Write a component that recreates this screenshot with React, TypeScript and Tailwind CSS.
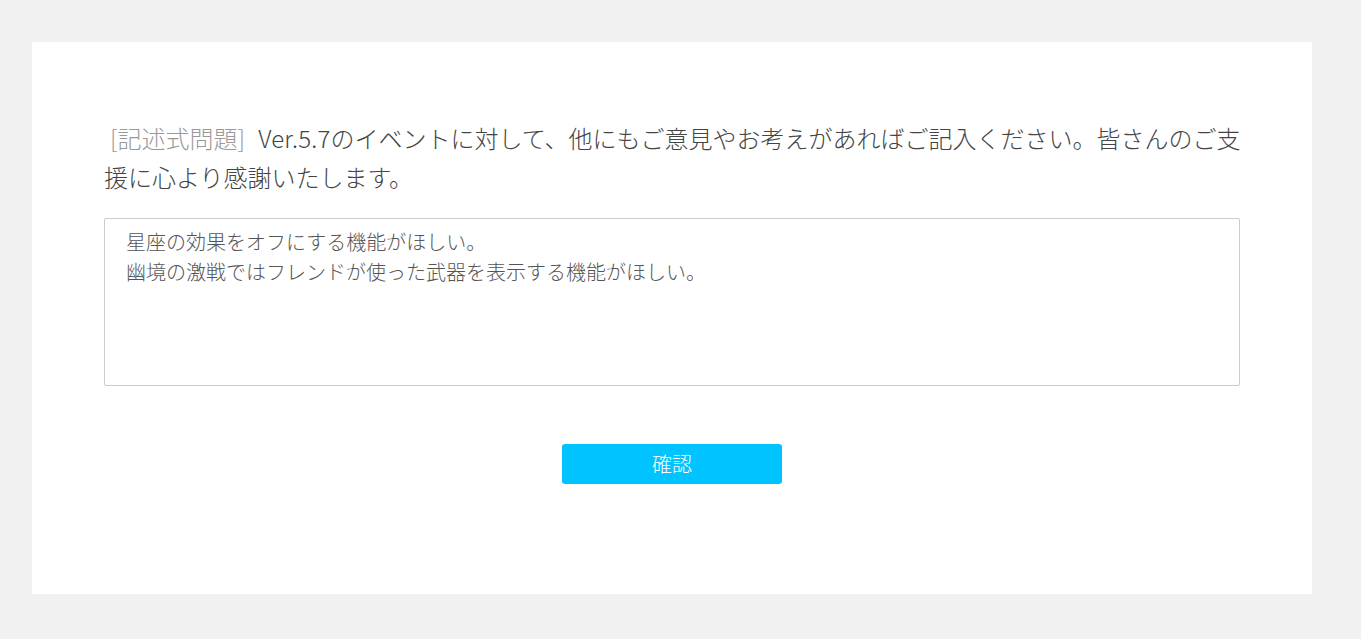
const jp = "font-['Noto_Sans_CJK_JP','Noto_Sans',sans-serif]";

export default function App() {
  return (
    <div className={`h-screen overflow-hidden bg-[#f1f1f1] pt-[42px] pl-[32px] ${jp}`}>
      <div className="flex h-[552px] w-[1280px] flex-col bg-white px-[72px] pt-[76px]">
        <p className="-mr-[10px] text-[24px] leading-[39px] font-light text-[#444]">
          <span className="ml-[6px] text-[#999]">[記述式問題]</span>
          <span className="ml-[13px] tracking-[0.2px]">Ver.5.7</span>のイベントに対して、他にもご意見やお考えがあればご記入ください。皆さんのご支援に心より感謝いたします。
        </p>
        <textarea
          className="mt-[22px] h-[168px] w-full resize-none rounded-[2px] border border-[#cccccc] px-[21px] py-[8px] text-[20px] leading-[30px] font-light text-[#555] outline-none"
          defaultValue={"星座の効果をオフにする機能がほしい。\n幽境の激戦ではフレンドが使った武器を表示する機能がほしい。"}
        />
        <div className="mt-[58px] flex justify-center">
          <button className="h-[40px] w-[220px] rounded-[3px] bg-[#00c3ff] text-[20px] font-light text-white">
            確認
          </button>
        </div>
      </div>
    </div>
  );
}
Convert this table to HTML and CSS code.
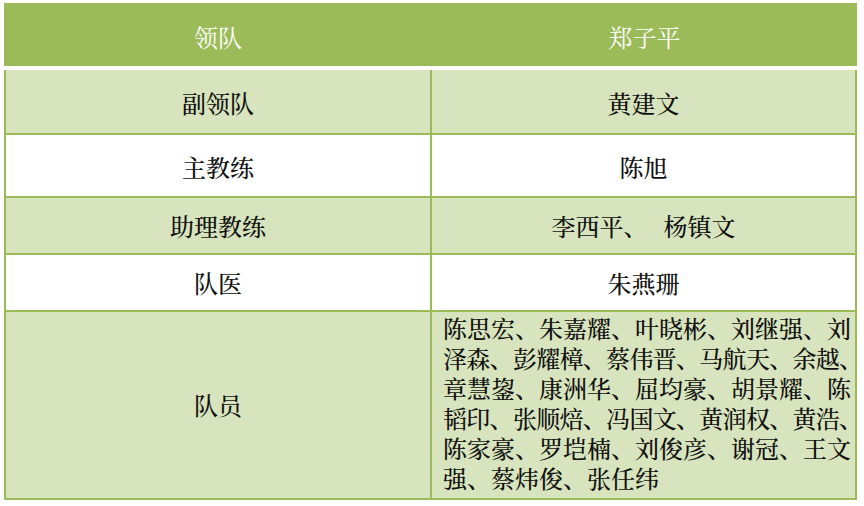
FILE: index.html
```html
<!DOCTYPE html>
<html lang="zh-CN">
<head>
<meta charset="utf-8">
<title>队伍名单</title>
<link rel="stylesheet" href="styles.css">
</head>
<body>
<div class="roster">
  <div class="row head">
    <div class="cell left">领队</div>
    <div class="cell right">郑子平</div>
  </div>
  <div class="row shade r1">
    <div class="cell left">副领队</div>
    <div class="cell right">黄建文</div>
  </div>
  <div class="row r2">
    <div class="cell left">主教练</div>
    <div class="cell right">陈旭</div>
  </div>
  <div class="row shade r3">
    <div class="cell left">助理教练</div>
    <div class="cell right">李西平、<span class="gap"></span>杨镇文</div>
  </div>
  <div class="row r4">
    <div class="cell left">队医</div>
    <div class="cell right">朱燕珊</div>
  </div>
  <div class="row shade r5">
    <div class="cell left">队员</div>
    <div class="cell right players"><p class="names">陈思宏、朱嘉耀、叶晓彬、刘继强、刘<br><span class="tight">泽森、彭耀樟、蔡伟晋、马航天、余越、</span><br>章慧鋆、康洲华、屈均豪、胡景耀、陈<br><span class="tight">韬印、张顺焙、冯国文、黄润权、黄浩、</span><br>陈家豪、罗垲楠、刘俊彦、谢冠、王文<br>强、蔡炜俊、张任纬</p></div>
  </div>
</div>
</body>
</html>
```
FILE: styles.css
```css
html, body {
  margin: 0;
  padding: 0;
  background: #ffffff;
}

body {
  font-family: "Noto Serif CJK SC", "Noto Sans CJK SC", "DejaVu Sans", sans-serif;
  color: #111111;
}

.roster {
  width: 853px;
  margin: 3px 0 0 4px;
}

.row {
  display: grid;
  grid-template-columns: 428px 425px;
  background: #ffffff;
  border-bottom: 2px solid #9bbb59;
}

.row.shade {
  background: #d7e4bd;
}

.row.head {
  background: #9bbb59;
  border-bottom: 4px solid #ffffff;
  height: 63px;
}

.cell {
  display: flex;
  align-items: center;
  justify-content: center;
  font-size: 24px;
  font-weight: 500;
  line-height: 30px;
}

.row .left {
  border-left: 2px solid #9bbb59;
  border-right: 2px solid #9bbb59;
}

.row .right {
  border-right: 2px solid #9bbb59;
}

.row.head .cell {
  border: none;
  color: #ffffff;
  font-weight: 400;
  padding-top: 4px;
}

.r1 { height: 63px; }
.r2 { height: 61px; }
.r3 { height: 55px; }
.r4 { height: 55px; }
.r5 { height: 186px; }

.r1 .cell, .r2 .cell { padding-top: 2px; }

.gap {
  display: inline-block;
  width: 16px;
}

.players {
  display: block;
  padding: 0 0 0 11px;
}

.names {
  margin: 0;
  padding-top: 1px;
  white-space: nowrap;
  line-height: 30px;
}

.tight {
  letter-spacing: -0.7px;
}
```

- - - - -

Spot every line that holds "this" and copy it.

Write a component that recreates this screenshot with React, TypeScript and Tailwind CSS.
Convert this table to HTML and CSS code.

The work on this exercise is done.